At last. A family show packed with values and morality. Make your little’uns watch it. Kidding.

Think Royston Vasey and you conjure up images of cannibalism, nosebleed epidemics and kidnap. Not the usual fodder, then, of your traditional British sitcom – and the locals of this unwholesome town would have Terry and June choking on their coco. In their place as resident old timers are shop-keepers Tubbs and Edward, who have the quirky habit of viciously murdering any punter who wanders their way.

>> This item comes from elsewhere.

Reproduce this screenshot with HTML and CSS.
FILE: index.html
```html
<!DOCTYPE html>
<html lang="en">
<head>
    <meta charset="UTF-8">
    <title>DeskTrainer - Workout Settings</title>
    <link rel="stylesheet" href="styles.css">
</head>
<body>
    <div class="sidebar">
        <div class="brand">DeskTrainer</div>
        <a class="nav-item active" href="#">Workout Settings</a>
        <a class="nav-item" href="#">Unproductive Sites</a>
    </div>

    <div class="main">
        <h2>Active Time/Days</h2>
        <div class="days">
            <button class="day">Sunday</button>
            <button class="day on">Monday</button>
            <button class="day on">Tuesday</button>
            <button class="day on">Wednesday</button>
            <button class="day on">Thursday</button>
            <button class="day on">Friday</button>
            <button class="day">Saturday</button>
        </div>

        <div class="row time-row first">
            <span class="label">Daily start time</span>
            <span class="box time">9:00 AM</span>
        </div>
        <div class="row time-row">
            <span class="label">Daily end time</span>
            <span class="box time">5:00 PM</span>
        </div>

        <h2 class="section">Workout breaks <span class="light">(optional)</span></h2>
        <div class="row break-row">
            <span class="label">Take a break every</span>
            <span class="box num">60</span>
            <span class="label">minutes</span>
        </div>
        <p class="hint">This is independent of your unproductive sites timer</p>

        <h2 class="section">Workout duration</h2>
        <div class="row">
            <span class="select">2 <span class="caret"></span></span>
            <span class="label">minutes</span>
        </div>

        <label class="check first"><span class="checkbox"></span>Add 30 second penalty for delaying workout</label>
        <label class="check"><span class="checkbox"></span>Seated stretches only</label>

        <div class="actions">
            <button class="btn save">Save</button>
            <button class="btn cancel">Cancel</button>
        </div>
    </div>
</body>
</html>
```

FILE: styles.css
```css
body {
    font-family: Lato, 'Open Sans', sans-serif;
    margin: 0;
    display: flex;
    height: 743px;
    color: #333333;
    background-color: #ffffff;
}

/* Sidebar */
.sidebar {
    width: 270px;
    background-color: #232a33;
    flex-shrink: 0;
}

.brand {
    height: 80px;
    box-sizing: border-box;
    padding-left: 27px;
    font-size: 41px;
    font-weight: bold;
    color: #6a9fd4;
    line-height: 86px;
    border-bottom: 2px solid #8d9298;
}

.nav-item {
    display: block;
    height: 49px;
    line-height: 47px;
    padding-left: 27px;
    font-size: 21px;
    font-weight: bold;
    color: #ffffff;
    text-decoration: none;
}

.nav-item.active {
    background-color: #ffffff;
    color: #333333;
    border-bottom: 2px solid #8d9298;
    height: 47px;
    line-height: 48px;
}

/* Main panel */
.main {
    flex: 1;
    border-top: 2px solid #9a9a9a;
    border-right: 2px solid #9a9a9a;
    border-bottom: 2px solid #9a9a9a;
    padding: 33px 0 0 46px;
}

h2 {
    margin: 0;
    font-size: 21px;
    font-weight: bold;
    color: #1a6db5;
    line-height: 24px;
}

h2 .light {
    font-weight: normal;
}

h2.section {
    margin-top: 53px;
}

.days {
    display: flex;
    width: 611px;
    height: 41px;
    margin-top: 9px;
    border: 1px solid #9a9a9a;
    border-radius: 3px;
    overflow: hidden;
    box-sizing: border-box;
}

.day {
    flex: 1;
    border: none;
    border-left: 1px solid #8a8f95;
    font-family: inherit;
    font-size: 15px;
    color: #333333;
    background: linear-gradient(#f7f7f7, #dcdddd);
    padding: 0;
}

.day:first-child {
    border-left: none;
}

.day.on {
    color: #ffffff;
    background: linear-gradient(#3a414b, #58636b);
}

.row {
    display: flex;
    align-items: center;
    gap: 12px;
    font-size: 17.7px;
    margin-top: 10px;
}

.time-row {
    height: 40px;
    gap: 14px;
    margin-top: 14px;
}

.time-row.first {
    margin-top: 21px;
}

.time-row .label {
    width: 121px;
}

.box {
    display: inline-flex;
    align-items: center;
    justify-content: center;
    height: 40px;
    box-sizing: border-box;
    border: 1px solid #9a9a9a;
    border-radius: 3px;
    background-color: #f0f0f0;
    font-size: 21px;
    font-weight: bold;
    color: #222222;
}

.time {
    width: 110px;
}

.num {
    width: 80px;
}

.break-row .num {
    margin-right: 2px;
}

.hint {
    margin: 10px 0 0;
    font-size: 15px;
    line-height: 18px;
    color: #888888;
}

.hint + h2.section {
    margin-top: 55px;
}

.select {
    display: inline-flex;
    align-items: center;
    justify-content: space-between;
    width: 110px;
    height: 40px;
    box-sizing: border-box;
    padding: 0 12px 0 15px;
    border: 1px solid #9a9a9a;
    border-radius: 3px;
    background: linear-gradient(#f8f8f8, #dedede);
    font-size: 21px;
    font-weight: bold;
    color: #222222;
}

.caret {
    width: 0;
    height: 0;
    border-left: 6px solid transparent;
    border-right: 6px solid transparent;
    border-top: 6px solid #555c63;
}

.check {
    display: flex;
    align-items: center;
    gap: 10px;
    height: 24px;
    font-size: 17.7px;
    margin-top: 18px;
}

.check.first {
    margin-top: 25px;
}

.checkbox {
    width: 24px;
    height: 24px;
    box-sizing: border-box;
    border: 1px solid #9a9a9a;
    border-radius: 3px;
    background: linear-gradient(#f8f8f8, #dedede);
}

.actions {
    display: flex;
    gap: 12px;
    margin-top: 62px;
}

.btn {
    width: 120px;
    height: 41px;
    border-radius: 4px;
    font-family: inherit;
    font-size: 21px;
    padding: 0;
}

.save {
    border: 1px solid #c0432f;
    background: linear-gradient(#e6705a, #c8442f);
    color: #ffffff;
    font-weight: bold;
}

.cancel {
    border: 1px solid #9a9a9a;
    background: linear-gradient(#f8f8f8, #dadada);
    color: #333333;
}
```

Nevertheless, the group is keen to refute the suggestion that the combination of professional success and an end to twenty-something romantic uncertainty (all are now settled in marriages or long-term relationships) might have made them soft.  The new series, they promise, will contain "quite a lot of unpleasantness", including the two aforementioned debt-collectors "savagely beating a simpleton" and "a lot of people gathered together inside the skin of an elephant". I can hardly wait.

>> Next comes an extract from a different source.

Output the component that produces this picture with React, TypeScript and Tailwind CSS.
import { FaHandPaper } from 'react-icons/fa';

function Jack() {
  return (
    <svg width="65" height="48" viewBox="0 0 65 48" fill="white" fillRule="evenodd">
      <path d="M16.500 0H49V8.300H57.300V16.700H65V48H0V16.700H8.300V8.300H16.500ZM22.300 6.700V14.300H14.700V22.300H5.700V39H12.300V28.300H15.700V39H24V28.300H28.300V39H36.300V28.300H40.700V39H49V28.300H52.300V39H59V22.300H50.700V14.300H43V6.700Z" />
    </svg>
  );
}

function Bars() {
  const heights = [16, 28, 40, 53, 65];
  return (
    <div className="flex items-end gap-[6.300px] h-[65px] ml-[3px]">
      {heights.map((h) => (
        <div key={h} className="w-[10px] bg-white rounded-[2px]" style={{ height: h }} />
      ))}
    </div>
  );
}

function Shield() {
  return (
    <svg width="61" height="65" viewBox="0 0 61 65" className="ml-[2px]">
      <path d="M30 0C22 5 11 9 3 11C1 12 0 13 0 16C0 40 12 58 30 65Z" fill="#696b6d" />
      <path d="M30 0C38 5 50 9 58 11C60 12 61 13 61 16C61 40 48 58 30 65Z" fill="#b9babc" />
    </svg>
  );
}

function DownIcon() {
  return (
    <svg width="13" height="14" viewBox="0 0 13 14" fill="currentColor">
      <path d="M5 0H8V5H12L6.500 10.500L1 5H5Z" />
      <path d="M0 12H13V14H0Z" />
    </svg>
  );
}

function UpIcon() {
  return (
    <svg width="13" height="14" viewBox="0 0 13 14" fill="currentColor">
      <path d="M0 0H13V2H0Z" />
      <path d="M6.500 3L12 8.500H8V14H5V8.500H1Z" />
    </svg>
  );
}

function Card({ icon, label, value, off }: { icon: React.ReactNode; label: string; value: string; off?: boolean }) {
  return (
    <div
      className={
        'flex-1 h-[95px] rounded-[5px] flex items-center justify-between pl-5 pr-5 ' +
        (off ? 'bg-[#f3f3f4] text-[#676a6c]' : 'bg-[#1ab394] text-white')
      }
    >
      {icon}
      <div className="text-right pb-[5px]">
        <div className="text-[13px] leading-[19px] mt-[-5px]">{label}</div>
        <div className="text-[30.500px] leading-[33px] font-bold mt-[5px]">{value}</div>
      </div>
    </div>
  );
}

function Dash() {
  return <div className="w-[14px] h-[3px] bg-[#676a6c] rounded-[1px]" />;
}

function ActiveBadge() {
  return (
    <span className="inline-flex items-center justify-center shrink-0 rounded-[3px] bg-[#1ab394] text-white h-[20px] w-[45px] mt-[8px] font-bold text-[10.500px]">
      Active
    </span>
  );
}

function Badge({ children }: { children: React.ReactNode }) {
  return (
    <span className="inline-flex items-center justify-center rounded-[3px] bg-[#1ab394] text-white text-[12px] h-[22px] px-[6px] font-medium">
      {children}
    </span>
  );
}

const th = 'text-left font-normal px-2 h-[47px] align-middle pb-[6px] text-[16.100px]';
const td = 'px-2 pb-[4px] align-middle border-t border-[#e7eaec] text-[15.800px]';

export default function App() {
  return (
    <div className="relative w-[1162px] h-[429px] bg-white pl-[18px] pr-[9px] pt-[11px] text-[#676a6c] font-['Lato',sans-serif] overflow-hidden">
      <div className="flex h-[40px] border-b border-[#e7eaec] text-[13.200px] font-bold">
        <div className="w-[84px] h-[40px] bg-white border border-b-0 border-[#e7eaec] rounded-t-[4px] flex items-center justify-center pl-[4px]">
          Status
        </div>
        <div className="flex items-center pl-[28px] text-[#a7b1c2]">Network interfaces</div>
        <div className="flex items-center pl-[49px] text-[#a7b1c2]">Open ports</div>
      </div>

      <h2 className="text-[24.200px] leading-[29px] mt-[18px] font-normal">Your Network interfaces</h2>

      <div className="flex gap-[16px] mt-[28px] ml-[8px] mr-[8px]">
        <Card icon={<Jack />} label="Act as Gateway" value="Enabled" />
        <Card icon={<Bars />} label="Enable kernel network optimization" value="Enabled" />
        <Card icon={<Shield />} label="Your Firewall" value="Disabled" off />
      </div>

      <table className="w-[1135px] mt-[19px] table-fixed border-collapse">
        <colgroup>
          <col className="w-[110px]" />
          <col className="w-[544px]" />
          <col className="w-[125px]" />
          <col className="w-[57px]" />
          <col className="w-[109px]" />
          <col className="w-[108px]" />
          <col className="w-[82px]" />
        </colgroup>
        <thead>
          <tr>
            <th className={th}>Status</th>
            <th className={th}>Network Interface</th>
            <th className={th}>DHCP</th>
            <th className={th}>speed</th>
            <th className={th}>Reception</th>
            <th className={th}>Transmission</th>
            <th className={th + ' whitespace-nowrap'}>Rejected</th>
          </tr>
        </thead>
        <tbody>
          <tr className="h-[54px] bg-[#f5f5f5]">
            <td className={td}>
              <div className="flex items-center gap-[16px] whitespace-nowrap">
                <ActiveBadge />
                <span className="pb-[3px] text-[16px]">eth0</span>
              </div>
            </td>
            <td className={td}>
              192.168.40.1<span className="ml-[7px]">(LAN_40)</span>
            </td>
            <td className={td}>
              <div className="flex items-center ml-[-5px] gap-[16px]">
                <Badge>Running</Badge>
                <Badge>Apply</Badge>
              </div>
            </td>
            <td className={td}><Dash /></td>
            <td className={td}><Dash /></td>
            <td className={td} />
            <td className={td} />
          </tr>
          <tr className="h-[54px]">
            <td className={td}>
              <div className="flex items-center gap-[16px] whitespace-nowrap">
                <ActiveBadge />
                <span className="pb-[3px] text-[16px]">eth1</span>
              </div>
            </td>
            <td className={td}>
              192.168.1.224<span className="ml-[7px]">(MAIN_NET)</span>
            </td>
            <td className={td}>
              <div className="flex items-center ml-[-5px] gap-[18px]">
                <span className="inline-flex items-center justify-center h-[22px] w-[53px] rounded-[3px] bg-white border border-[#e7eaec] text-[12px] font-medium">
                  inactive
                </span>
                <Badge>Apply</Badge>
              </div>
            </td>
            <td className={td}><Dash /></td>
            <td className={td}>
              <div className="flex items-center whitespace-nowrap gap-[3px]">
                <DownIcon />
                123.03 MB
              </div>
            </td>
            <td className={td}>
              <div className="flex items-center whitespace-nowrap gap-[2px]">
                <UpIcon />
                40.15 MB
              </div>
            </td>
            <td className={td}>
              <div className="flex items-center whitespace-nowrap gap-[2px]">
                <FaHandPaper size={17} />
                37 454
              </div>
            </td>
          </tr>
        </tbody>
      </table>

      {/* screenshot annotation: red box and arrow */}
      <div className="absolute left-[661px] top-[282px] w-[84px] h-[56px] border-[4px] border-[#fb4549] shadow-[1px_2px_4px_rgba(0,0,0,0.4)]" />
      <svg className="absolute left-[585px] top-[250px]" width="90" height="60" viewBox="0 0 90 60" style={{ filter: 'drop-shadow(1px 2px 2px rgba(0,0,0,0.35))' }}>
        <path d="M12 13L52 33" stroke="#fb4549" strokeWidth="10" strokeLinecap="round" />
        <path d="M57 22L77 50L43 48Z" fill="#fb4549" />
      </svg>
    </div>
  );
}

Then there’s Papa Lazarous, a 100-year-old travelling circusman who collects pegs and middle-aged housewives. Not to mention the Dentons – who imprisoned and drugged their own nephew – sadistic vicar Bernice and mad, bad lesbian workstart officer Pauline. Not exactly Heartbeat, is it? But the League of Gentlemen, aka Mark Gatiss, Steve Pemberton, Reece Shearsmith and Jeremy Dyson, have seen their black creation become a cult legend. And as the heavily-anticipated third series begins darkening our screens from Thursday on BBC2, the League’s millions of fans are reaching the point of hysteria. But then, this show has already spawned conventions, tribute dolls and sell-out tours since its debut a mere three years ago. Celebrity fans include DJ Sara Cox, comedian Peter Kaye, Hollywood hunk Johnny Depp and David Bowie – who was spotted stocking up on videos.

Mark Gatiss, the face behind hapless vet Dr Chinnery, Aunty Val Denton and unemployable Mickey, still seems amazed by the fuss. “It’s like a form of Satanism,” he says. “The fan websites fly into blind panic when they don’t hear news. They seem to need a constant fix.”

But filming the show is no small undertaking – and its stars suffer for their art. Reece and Steve glued their noses for the ‘local’ effect and for a nude scene as Aunty Val, Mark even had to don an ill-fashioned pubic wig. “The costume department didn’t have a proper one – known as a “merkin” – so they stuck two wigs together,” he says. “It was flattering but I can’t make any great claims.” Sadly, hirsute Aunty Val met a ghastly demise – at the hands of her two evil twins, before you ask – and won’t return for this series. But Mark is at pains to point out that many old favourites will be back. “Episode One see Pauline released from Clitclink prison and develops her relationship with Mickey,” he says. “This series is different. We wanted to look at the individual’s character depth rather than repeat the sketch format. Each episode is from a different character’s perspective but they all end at the same point in time.”

The League draws its main influence from horror classis such as The Wicker man and the surrealism of Monty Python – but Mark hinted there are also more innocent factors. “It’s like Trumpton,” he reflects, “when you follow a character into town and see how their day goes.” But you can’t help thinking small children really wouldn’t want to know what the Royston Vasey locals get up to. Especially as Mark insists the group’s latest series will be more shocking then the previous two. “It’s much darker would you believe, and edgier,” he says. “This series is sexy, mucky and seedy. We’re staking out a new area and a few jaws will be hitting the floor.”

Sex in Royston Vasey could be the weirdest thing yet – but Mark has been brushing up on his own sex appeal by following in the dainty footsteps of pop princess Kylie – as the voice of Eurostar. “I’m hoping to be totally glamorous,” he says, “and wear the gold hotpants, too!” Let’s just hope he manages to tidy up that merkin in time.